» What to work on: Write out the material again exactly, please, and omit the pictures.

» Available records:

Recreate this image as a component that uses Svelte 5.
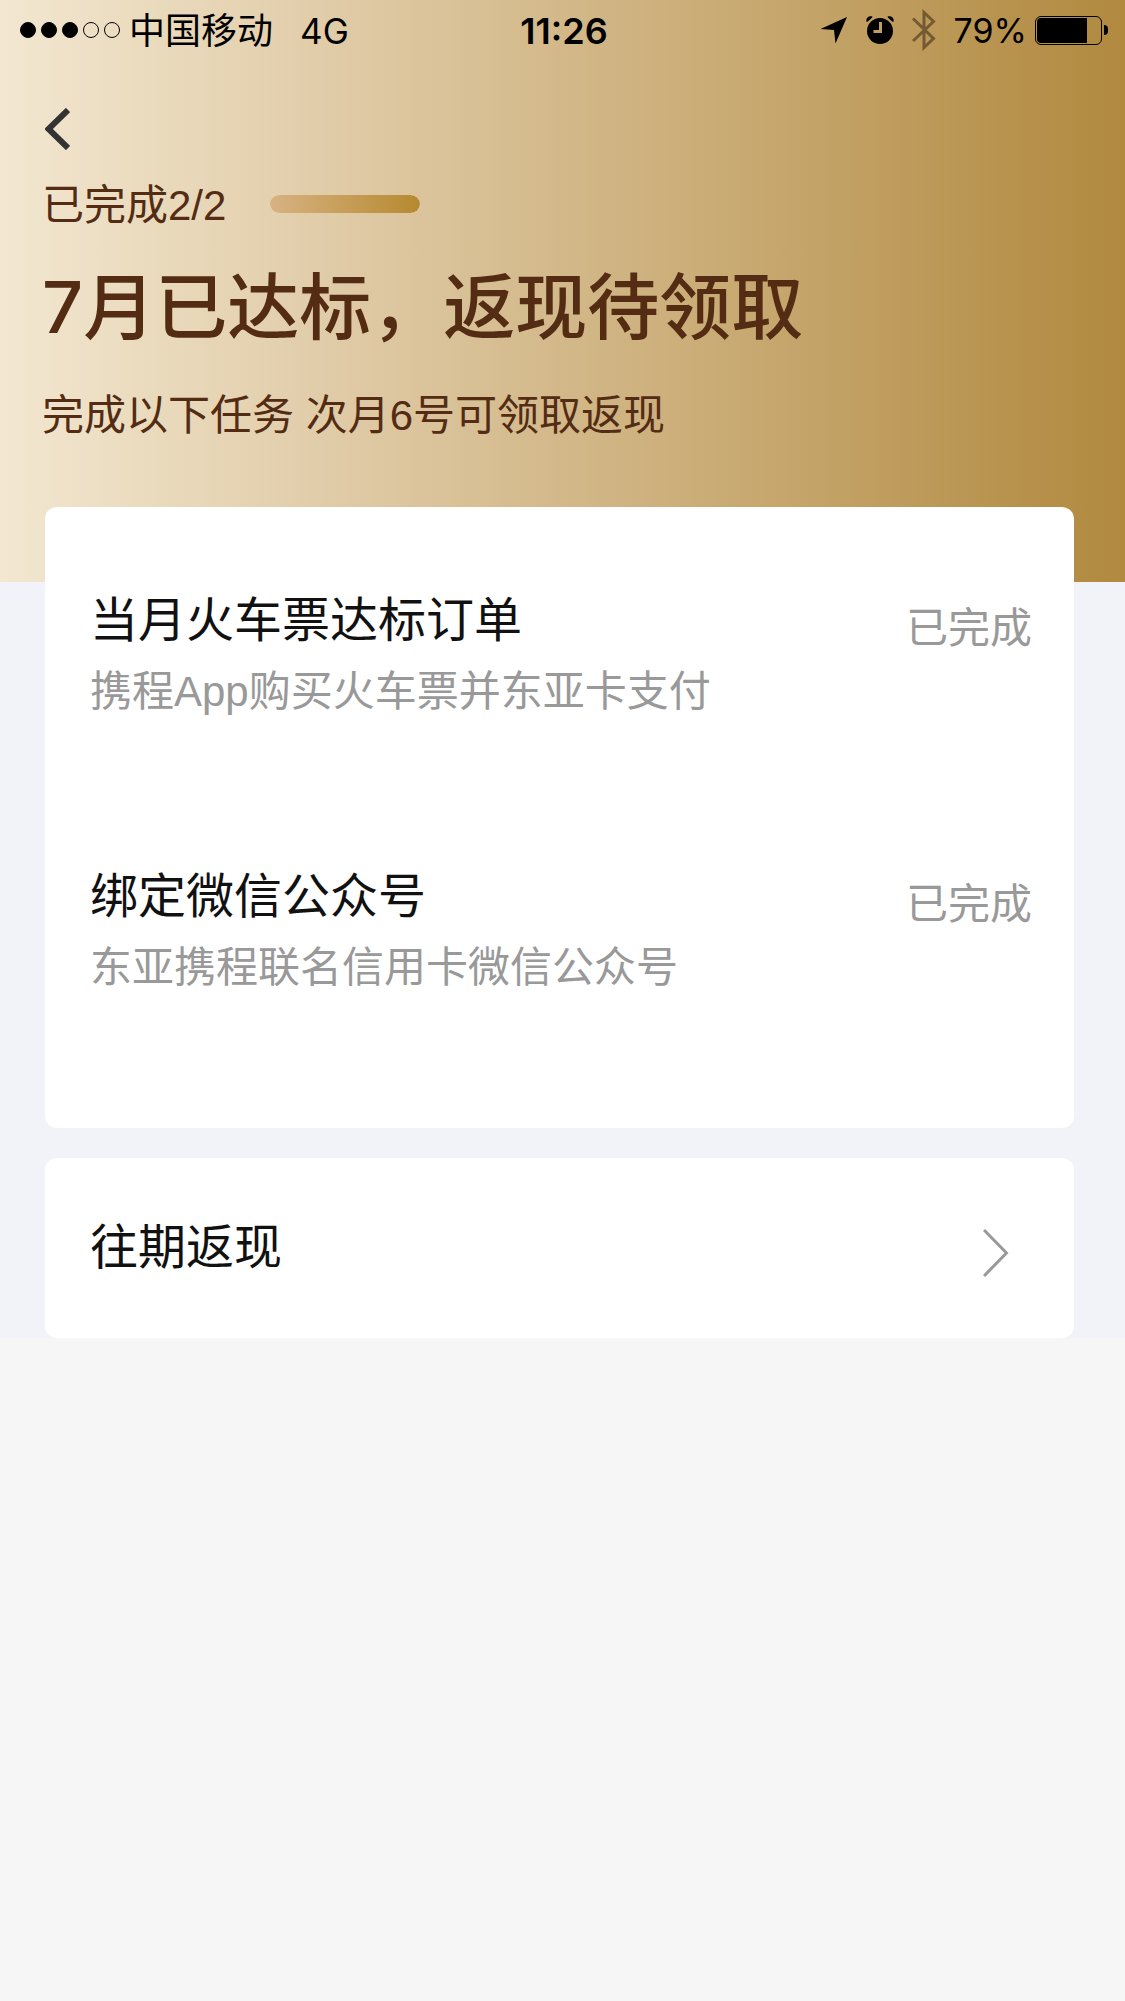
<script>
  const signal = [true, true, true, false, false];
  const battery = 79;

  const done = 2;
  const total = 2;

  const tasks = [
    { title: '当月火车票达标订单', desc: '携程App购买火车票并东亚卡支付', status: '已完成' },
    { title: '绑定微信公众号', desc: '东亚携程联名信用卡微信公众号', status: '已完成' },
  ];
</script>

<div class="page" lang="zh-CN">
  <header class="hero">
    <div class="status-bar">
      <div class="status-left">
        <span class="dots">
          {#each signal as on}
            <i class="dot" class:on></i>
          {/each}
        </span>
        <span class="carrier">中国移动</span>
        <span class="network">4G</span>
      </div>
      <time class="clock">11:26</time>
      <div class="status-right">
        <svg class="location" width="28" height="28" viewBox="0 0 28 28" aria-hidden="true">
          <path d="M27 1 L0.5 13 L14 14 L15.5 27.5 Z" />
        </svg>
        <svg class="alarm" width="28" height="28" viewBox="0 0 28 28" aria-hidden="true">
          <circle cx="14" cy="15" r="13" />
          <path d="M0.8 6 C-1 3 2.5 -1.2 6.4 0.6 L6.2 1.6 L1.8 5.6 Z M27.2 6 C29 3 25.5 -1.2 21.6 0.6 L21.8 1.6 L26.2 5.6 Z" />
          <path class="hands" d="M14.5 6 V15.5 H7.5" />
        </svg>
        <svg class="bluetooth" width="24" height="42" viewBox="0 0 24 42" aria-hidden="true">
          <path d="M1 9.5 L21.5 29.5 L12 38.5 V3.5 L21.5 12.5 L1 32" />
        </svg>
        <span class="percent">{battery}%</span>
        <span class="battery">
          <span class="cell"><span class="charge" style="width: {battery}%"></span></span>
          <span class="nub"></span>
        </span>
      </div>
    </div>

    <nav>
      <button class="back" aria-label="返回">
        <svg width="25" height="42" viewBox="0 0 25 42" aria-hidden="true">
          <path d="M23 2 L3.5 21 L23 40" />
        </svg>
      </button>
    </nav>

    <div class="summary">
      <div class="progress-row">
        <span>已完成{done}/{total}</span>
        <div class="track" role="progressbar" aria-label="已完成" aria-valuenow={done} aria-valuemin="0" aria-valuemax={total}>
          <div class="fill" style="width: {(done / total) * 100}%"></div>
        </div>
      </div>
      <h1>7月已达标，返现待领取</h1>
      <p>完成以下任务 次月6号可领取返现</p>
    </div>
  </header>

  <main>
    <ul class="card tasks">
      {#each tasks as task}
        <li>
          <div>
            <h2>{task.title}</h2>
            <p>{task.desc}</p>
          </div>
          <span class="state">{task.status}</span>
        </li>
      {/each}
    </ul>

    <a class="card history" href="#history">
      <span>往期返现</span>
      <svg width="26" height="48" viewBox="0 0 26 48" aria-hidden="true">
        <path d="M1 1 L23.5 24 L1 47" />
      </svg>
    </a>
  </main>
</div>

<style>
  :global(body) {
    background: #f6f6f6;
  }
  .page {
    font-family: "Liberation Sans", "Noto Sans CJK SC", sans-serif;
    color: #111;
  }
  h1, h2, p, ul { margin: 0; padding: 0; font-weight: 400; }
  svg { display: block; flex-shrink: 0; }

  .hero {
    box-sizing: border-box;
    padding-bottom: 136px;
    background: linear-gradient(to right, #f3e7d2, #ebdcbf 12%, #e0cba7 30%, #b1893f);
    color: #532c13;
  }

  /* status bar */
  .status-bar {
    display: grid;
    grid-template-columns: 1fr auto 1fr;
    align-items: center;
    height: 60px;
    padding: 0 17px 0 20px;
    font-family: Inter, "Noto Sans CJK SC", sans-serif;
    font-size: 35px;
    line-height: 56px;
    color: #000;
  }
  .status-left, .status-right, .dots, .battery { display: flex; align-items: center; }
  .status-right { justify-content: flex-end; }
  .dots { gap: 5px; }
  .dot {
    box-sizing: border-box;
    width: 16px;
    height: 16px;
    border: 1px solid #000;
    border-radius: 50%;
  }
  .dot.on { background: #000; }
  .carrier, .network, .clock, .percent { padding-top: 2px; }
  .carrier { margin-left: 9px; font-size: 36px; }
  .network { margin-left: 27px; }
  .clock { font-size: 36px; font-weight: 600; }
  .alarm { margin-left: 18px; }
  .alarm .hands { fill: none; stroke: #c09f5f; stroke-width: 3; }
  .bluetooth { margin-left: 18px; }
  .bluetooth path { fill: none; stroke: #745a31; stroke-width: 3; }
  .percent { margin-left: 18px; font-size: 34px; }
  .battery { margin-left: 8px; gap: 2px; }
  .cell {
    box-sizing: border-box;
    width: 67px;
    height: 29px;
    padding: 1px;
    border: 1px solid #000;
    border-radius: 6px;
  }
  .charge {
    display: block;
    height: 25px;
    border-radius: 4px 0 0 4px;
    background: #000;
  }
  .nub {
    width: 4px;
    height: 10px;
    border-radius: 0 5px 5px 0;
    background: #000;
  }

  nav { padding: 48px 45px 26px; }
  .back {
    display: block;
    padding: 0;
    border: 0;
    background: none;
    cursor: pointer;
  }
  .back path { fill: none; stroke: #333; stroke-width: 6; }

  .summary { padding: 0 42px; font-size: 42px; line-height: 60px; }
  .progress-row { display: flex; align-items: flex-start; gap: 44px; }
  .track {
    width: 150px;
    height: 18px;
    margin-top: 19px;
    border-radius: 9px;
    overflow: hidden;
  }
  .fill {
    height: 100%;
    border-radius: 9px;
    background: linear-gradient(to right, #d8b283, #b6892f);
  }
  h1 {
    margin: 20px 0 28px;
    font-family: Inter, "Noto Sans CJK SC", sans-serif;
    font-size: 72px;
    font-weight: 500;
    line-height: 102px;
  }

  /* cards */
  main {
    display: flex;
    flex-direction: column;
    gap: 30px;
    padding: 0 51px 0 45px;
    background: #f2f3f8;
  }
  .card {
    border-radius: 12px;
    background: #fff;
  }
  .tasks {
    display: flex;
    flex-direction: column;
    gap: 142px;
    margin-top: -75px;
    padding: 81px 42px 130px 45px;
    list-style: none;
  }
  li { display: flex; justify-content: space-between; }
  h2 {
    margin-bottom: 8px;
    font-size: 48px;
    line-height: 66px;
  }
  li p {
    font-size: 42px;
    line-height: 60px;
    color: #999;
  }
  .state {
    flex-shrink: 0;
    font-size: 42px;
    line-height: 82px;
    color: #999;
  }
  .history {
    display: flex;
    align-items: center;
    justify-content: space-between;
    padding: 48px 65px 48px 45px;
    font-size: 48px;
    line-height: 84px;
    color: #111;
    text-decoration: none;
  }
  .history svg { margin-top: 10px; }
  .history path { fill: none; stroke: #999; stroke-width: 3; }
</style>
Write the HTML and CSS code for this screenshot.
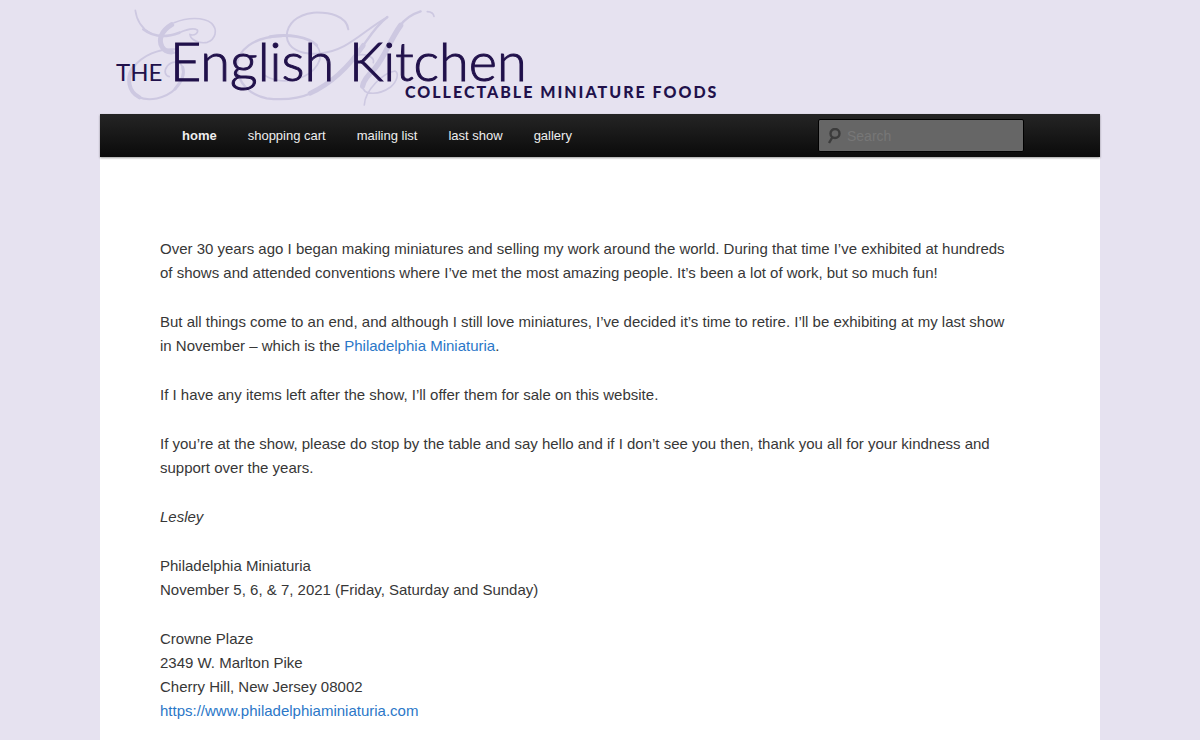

» Correct output:
Recreate this image as a component that uses Svelte 5.
<script>
  const signal = [true, true, true, false, false];
  const battery = 79;

  const done = 2;
  const total = 2;

  const tasks = [
    { title: '当月火车票达标订单', desc: '携程App购买火车票并东亚卡支付', status: '已完成' },
    { title: '绑定微信公众号', desc: '东亚携程联名信用卡微信公众号', status: '已完成' },
  ];
</script>

<div class="page" lang="zh-CN">
  <header class="hero">
    <div class="status-bar">
      <div class="status-left">
        <span class="dots">
          {#each signal as on}
            <i class="dot" class:on></i>
          {/each}
        </span>
        <span class="carrier">中国移动</span>
        <span class="network">4G</span>
      </div>
      <time class="clock">11:26</time>
      <div class="status-right">
        <svg class="location" width="28" height="28" viewBox="0 0 28 28" aria-hidden="true">
          <path d="M27 1 L0.5 13 L14 14 L15.5 27.5 Z" />
        </svg>
        <svg class="alarm" width="28" height="28" viewBox="0 0 28 28" aria-hidden="true">
          <circle cx="14" cy="15" r="13" />
          <path d="M0.8 6 C-1 3 2.5 -1.2 6.4 0.6 L6.2 1.6 L1.8 5.6 Z M27.2 6 C29 3 25.5 -1.2 21.6 0.6 L21.8 1.6 L26.2 5.6 Z" />
          <path class="hands" d="M14.5 6 V15.5 H7.5" />
        </svg>
        <svg class="bluetooth" width="24" height="42" viewBox="0 0 24 42" aria-hidden="true">
          <path d="M1 9.5 L21.5 29.5 L12 38.5 V3.5 L21.5 12.5 L1 32" />
        </svg>
        <span class="percent">{battery}%</span>
        <span class="battery">
          <span class="cell"><span class="charge" style="width: {battery}%"></span></span>
          <span class="nub"></span>
        </span>
      </div>
    </div>

    <nav>
      <button class="back" aria-label="返回">
        <svg width="25" height="42" viewBox="0 0 25 42" aria-hidden="true">
          <path d="M23 2 L3.5 21 L23 40" />
        </svg>
      </button>
    </nav>

    <div class="summary">
      <div class="progress-row">
        <span>已完成{done}/{total}</span>
        <div class="track" role="progressbar" aria-label="已完成" aria-valuenow={done} aria-valuemin="0" aria-valuemax={total}>
          <div class="fill" style="width: {(done / total) * 100}%"></div>
        </div>
      </div>
      <h1>7月已达标，返现待领取</h1>
      <p>完成以下任务 次月6号可领取返现</p>
    </div>
  </header>

  <main>
    <ul class="card tasks">
      {#each tasks as task}
        <li>
          <div>
            <h2>{task.title}</h2>
            <p>{task.desc}</p>
          </div>
          <span class="state">{task.status}</span>
        </li>
      {/each}
    </ul>

    <a class="card history" href="#history">
      <span>往期返现</span>
      <svg width="26" height="48" viewBox="0 0 26 48" aria-hidden="true">
        <path d="M1 1 L23.5 24 L1 47" />
      </svg>
    </a>
  </main>
</div>

<style>
  :global(body) {
    background: #f6f6f6;
  }
  .page {
    font-family: "Liberation Sans", "Noto Sans CJK SC", sans-serif;
    color: #111;
  }
  h1, h2, p, ul { margin: 0; padding: 0; font-weight: 400; }
  svg { display: block; flex-shrink: 0; }

  .hero {
    box-sizing: border-box;
    padding-bottom: 136px;
    background: linear-gradient(to right, #f3e7d2, #ebdcbf 12%, #e0cba7 30%, #b1893f);
    color: #532c13;
  }

  /* status bar */
  .status-bar {
    display: grid;
    grid-template-columns: 1fr auto 1fr;
    align-items: center;
    height: 60px;
    padding: 0 17px 0 20px;
    font-family: Inter, "Noto Sans CJK SC", sans-serif;
    font-size: 35px;
    line-height: 56px;
    color: #000;
  }
  .status-left, .status-right, .dots, .battery { display: flex; align-items: center; }
  .status-right { justify-content: flex-end; }
  .dots { gap: 5px; }
  .dot {
    box-sizing: border-box;
    width: 16px;
    height: 16px;
    border: 1px solid #000;
    border-radius: 50%;
  }
  .dot.on { background: #000; }
  .carrier, .network, .clock, .percent { padding-top: 2px; }
  .carrier { margin-left: 9px; font-size: 36px; }
  .network { margin-left: 27px; }
  .clock { font-size: 36px; font-weight: 600; }
  .alarm { margin-left: 18px; }
  .alarm .hands { fill: none; stroke: #c09f5f; stroke-width: 3; }
  .bluetooth { margin-left: 18px; }
  .bluetooth path { fill: none; stroke: #745a31; stroke-width: 3; }
  .percent { margin-left: 18px; font-size: 34px; }
  .battery { margin-left: 8px; gap: 2px; }
  .cell {
    box-sizing: border-box;
    width: 67px;
    height: 29px;
    padding: 1px;
    border: 1px solid #000;
    border-radius: 6px;
  }
  .charge {
    display: block;
    height: 25px;
    border-radius: 4px 0 0 4px;
    background: #000;
  }
  .nub {
    width: 4px;
    height: 10px;
    border-radius: 0 5px 5px 0;
    background: #000;
  }

  nav { padding: 48px 45px 26px; }
  .back {
    display: block;
    padding: 0;
    border: 0;
    background: none;
    cursor: pointer;
  }
  .back path { fill: none; stroke: #333; stroke-width: 6; }

  .summary { padding: 0 42px; font-size: 42px; line-height: 60px; }
  .progress-row { display: flex; align-items: flex-start; gap: 44px; }
  .track {
    width: 150px;
    height: 18px;
    margin-top: 19px;
    border-radius: 9px;
    overflow: hidden;
  }
  .fill {
    height: 100%;
    border-radius: 9px;
    background: linear-gradient(to right, #d8b283, #b6892f);
  }
  h1 {
    margin: 20px 0 28px;
    font-family: Inter, "Noto Sans CJK SC", sans-serif;
    font-size: 72px;
    font-weight: 500;
    line-height: 102px;
  }

  /* cards */
  main {
    display: flex;
    flex-direction: column;
    gap: 30px;
    padding: 0 51px 0 45px;
    background: #f2f3f8;
  }
  .card {
    border-radius: 12px;
    background: #fff;
  }
  .tasks {
    display: flex;
    flex-direction: column;
    gap: 142px;
    margin-top: -75px;
    padding: 81px 42px 130px 45px;
    list-style: none;
  }
  li { display: flex; justify-content: space-between; }
  h2 {
    margin-bottom: 8px;
    font-size: 48px;
    line-height: 66px;
  }
  li p {
    font-size: 42px;
    line-height: 60px;
    color: #999;
  }
  .state {
    flex-shrink: 0;
    font-size: 42px;
    line-height: 82px;
    color: #999;
  }
  .history {
    display: flex;
    align-items: center;
    justify-content: space-between;
    padding: 48px 65px 48px 45px;
    font-size: 48px;
    line-height: 84px;
    color: #111;
    text-decoration: none;
  }
  .history svg { margin-top: 10px; }
  .history path { fill: none; stroke: #999; stroke-width: 3; }
</style>
Write the HTML and CSS code for this screenshot.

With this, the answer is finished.